## Begin

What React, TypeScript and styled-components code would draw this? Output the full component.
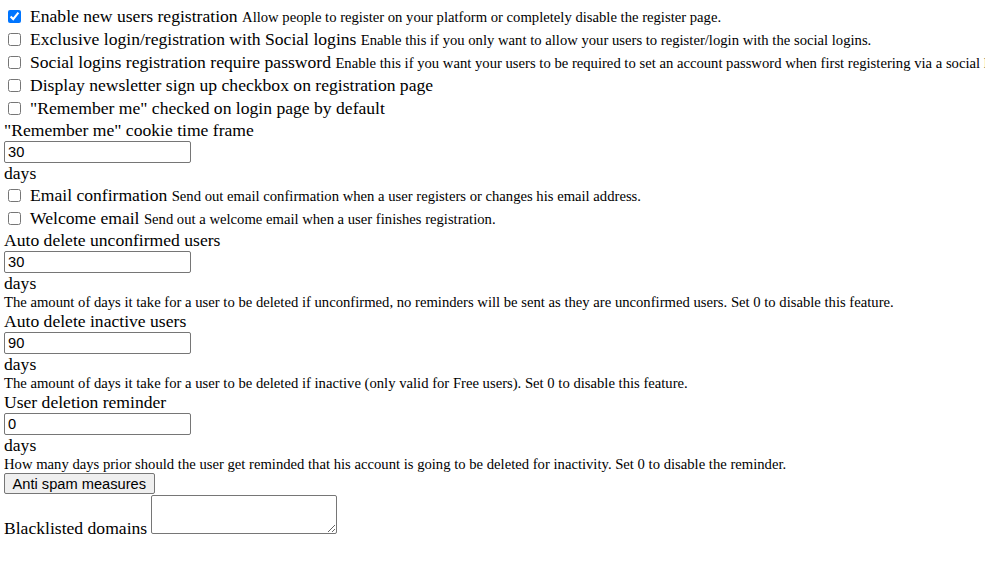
import React from 'react';
import styled, { createGlobalStyle } from 'styled-components';

const GlobalStyle = createGlobalStyle`
  html, body {
    margin: 0;
    background: #ffffff;
    overflow-x: hidden;
  }
  body {
    font-family: "Liberation Serif", "Times New Roman", serif;
    color: #000000;
  }
`;

const Form = styled.form`
  padding: 5px 4px;
  font-size: 17.6px;
`;

const CheckRow = styled.div`
  display: flex;
  align-items: center;
  height: 23px;
  white-space: nowrap;
`;

const Checkbox = styled.input.attrs({ type: 'checkbox' })`
  width: 13px;
  height: 13px;
  margin: 0 9px 0 4px;
  flex-shrink: 0;
`;

const CheckText = styled.span`
  line-height: 21px;
`;

const Hint = styled.small`
  font-size: 14.67px;
`;

const FieldLabel = styled.label`
  display: block;
  line-height: 21px;
`;

const NumberInput = styled.input`
  display: block;
  box-sizing: border-box;
  width: 187px;
  height: 22px;
  margin: 0;
  padding: 1px 3px;
  border: 1px solid #767676;
  border-radius: 2px;
  font-family: "Liberation Sans", Arial, sans-serif;
  font-size: 14.67px;
  color: #000000;
`;

const Unit = styled.div`
  line-height: 21px;
`;

const FieldHint = styled.div`
  font-size: 14.67px;
  line-height: 17px;
`;

const Button = styled.button`
  display: block;
  box-sizing: border-box;
  height: 21px;
  margin: 0;
  padding: 0 7.5px;
  background: #efefef;
  border: 1px solid #767676;
  border-radius: 2px;
  font-family: "Liberation Sans", Arial, sans-serif;
  font-size: 14.67px;
  color: #000000;
`;

const TextareaRow = styled.div`
  display: flex;
  align-items: flex-end;
  margin-top: 1px;
`;

const TextareaLabel = styled.label`
  line-height: 21px;
  margin-bottom: -5px;
`;

const TextArea = styled.textarea`
  box-sizing: border-box;
  width: 186px;
  height: 39px;
  margin: 0 0 0 4px;
  border: 1px solid #767676;
  border-radius: 2px;
`;

type CheckItem = { label: string; hint?: string; checked?: boolean };

const topChecks: CheckItem[] = [
  {
    label: 'Enable new users registration',
    hint: 'Allow people to register on your platform or completely disable the register page.',
    checked: true,
  },
  {
    label: 'Exclusive login/registration with Social logins',
    hint: 'Enable this if you only want to allow your users to register/login with the social logins.',
  },
  {
    label: 'Social logins registration require password',
    hint: 'Enable this if you want your users to be required to set an account password when first registering via a social login.',
  },
  { label: 'Display newsletter sign up checkbox on registration page' },
  { label: '"Remember me" checked on login page by default' },
];

const emailChecks: CheckItem[] = [
  {
    label: 'Email confirmation',
    hint: 'Send out email confirmation when a user registers or changes his email address.',
  },
  {
    label: 'Welcome email',
    hint: 'Send out a welcome email when a user finishes registration.',
  },
];

const CheckList: React.FC<{ items: CheckItem[] }> = ({ items }) => (
  <>
    {items.map((item) => (
      <CheckRow key={item.label}>
        <Checkbox defaultChecked={item.checked} />
        <CheckText>
          {item.label}
          {item.hint && <> <Hint>{item.hint}</Hint></>}
        </CheckText>
      </CheckRow>
    ))}
  </>
);

const DaysField: React.FC<{ label: string; value: string; hint?: string }> = ({ label, value, hint }) => (
  <>
    <FieldLabel>{label}</FieldLabel>
    <NumberInput type="text" defaultValue={value} />
    <Unit>days</Unit>
    {hint && <FieldHint>{hint}</FieldHint>}
  </>
);

const App: React.FC = () => {
  return (
    <>
      <GlobalStyle />
      <Form onSubmit={(e) => e.preventDefault()}>
        <CheckList items={topChecks} />
        <DaysField label={'"Remember me" cookie time frame'} value="30" />
        <CheckList items={emailChecks} />
        <DaysField
          label="Auto delete unconfirmed users"
          value="30"
          hint="The amount of days it take for a user to be deleted if unconfirmed, no reminders will be sent as they are unconfirmed users. Set 0 to disable this feature."
        />
        <DaysField
          label="Auto delete inactive users"
          value="90"
          hint="The amount of days it take for a user to be deleted if inactive (only valid for Free users). Set 0 to disable this feature."
        />
        <DaysField
          label="User deletion reminder"
          value="0"
          hint="How many days prior should the user get reminded that his account is going to be deleted for inactivity. Set 0 to disable the reminder."
        />
        <Button type="button">Anti spam measures</Button>
        <TextareaRow>
          <TextareaLabel>Blacklisted domains</TextareaLabel>
          <TextArea />
        </TextareaRow>
      </Form>
    </>
  );
};

export default App;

## End

Transcribe each line above verbatim, with the pictures left out.

What React, TypeScript and styled-components code would draw this? Output the full component.
import React from 'react';
import styled, { createGlobalStyle } from 'styled-components';

const GlobalStyle = createGlobalStyle`
  html, body {
    margin: 0;
    background: #ffffff;
    overflow-x: hidden;
  }
  body {
    font-family: "Liberation Serif", "Times New Roman", serif;
    color: #000000;
  }
`;

const Form = styled.form`
  padding: 5px 4px;
  font-size: 17.6px;
`;

const CheckRow = styled.div`
  display: flex;
  align-items: center;
  height: 23px;
  white-space: nowrap;
`;

const Checkbox = styled.input.attrs({ type: 'checkbox' })`
  width: 13px;
  height: 13px;
  margin: 0 9px 0 4px;
  flex-shrink: 0;
`;

const CheckText = styled.span`
  line-height: 21px;
`;

const Hint = styled.small`
  font-size: 14.67px;
`;

const FieldLabel = styled.label`
  display: block;
  line-height: 21px;
`;

const NumberInput = styled.input`
  display: block;
  box-sizing: border-box;
  width: 187px;
  height: 22px;
  margin: 0;
  padding: 1px 3px;
  border: 1px solid #767676;
  border-radius: 2px;
  font-family: "Liberation Sans", Arial, sans-serif;
  font-size: 14.67px;
  color: #000000;
`;

const Unit = styled.div`
  line-height: 21px;
`;

const FieldHint = styled.div`
  font-size: 14.67px;
  line-height: 17px;
`;

const Button = styled.button`
  display: block;
  box-sizing: border-box;
  height: 21px;
  margin: 0;
  padding: 0 7.5px;
  background: #efefef;
  border: 1px solid #767676;
  border-radius: 2px;
  font-family: "Liberation Sans", Arial, sans-serif;
  font-size: 14.67px;
  color: #000000;
`;

const TextareaRow = styled.div`
  display: flex;
  align-items: flex-end;
  margin-top: 1px;
`;

const TextareaLabel = styled.label`
  line-height: 21px;
  margin-bottom: -5px;
`;

const TextArea = styled.textarea`
  box-sizing: border-box;
  width: 186px;
  height: 39px;
  margin: 0 0 0 4px;
  border: 1px solid #767676;
  border-radius: 2px;
`;

type CheckItem = { label: string; hint?: string; checked?: boolean };

const topChecks: CheckItem[] = [
  {
    label: 'Enable new users registration',
    hint: 'Allow people to register on your platform or completely disable the register page.',
    checked: true,
  },
  {
    label: 'Exclusive login/registration with Social logins',
    hint: 'Enable this if you only want to allow your users to register/login with the social logins.',
  },
  {
    label: 'Social logins registration require password',
    hint: 'Enable this if you want your users to be required to set an account password when first registering via a social login.',
  },
  { label: 'Display newsletter sign up checkbox on registration page' },
  { label: '"Remember me" checked on login page by default' },
];

const emailChecks: CheckItem[] = [
  {
    label: 'Email confirmation',
    hint: 'Send out email confirmation when a user registers or changes his email address.',
  },
  {
    label: 'Welcome email',
    hint: 'Send out a welcome email when a user finishes registration.',
  },
];

const CheckList: React.FC<{ items: CheckItem[] }> = ({ items }) => (
  <>
    {items.map((item) => (
      <CheckRow key={item.label}>
        <Checkbox defaultChecked={item.checked} />
        <CheckText>
          {item.label}
          {item.hint && <> <Hint>{item.hint}</Hint></>}
        </CheckText>
      </CheckRow>
    ))}
  </>
);

const DaysField: React.FC<{ label: string; value: string; hint?: string }> = ({ label, value, hint }) => (
  <>
    <FieldLabel>{label}</FieldLabel>
    <NumberInput type="text" defaultValue={value} />
    <Unit>days</Unit>
    {hint && <FieldHint>{hint}</FieldHint>}
  </>
);

const App: React.FC = () => {
  return (
    <>
      <GlobalStyle />
      <Form onSubmit={(e) => e.preventDefault()}>
        <CheckList items={topChecks} />
        <DaysField label={'"Remember me" cookie time frame'} value="30" />
        <CheckList items={emailChecks} />
        <DaysField
          label="Auto delete unconfirmed users"
          value="30"
          hint="The amount of days it take for a user to be deleted if unconfirmed, no reminders will be sent as they are unconfirmed users. Set 0 to disable this feature."
        />
        <DaysField
          label="Auto delete inactive users"
          value="90"
          hint="The amount of days it take for a user to be deleted if inactive (only valid for Free users). Set 0 to disable this feature."
        />
        <DaysField
          label="User deletion reminder"
          value="0"
          hint="How many days prior should the user get reminded that his account is going to be deleted for inactivity. Set 0 to disable the reminder."
        />
        <Button type="button">Anti spam measures</Button>
        <TextareaRow>
          <TextareaLabel>Blacklisted domains</TextareaLabel>
          <TextArea />
        </TextareaRow>
      </Form>
    </>
  );
};

export default App;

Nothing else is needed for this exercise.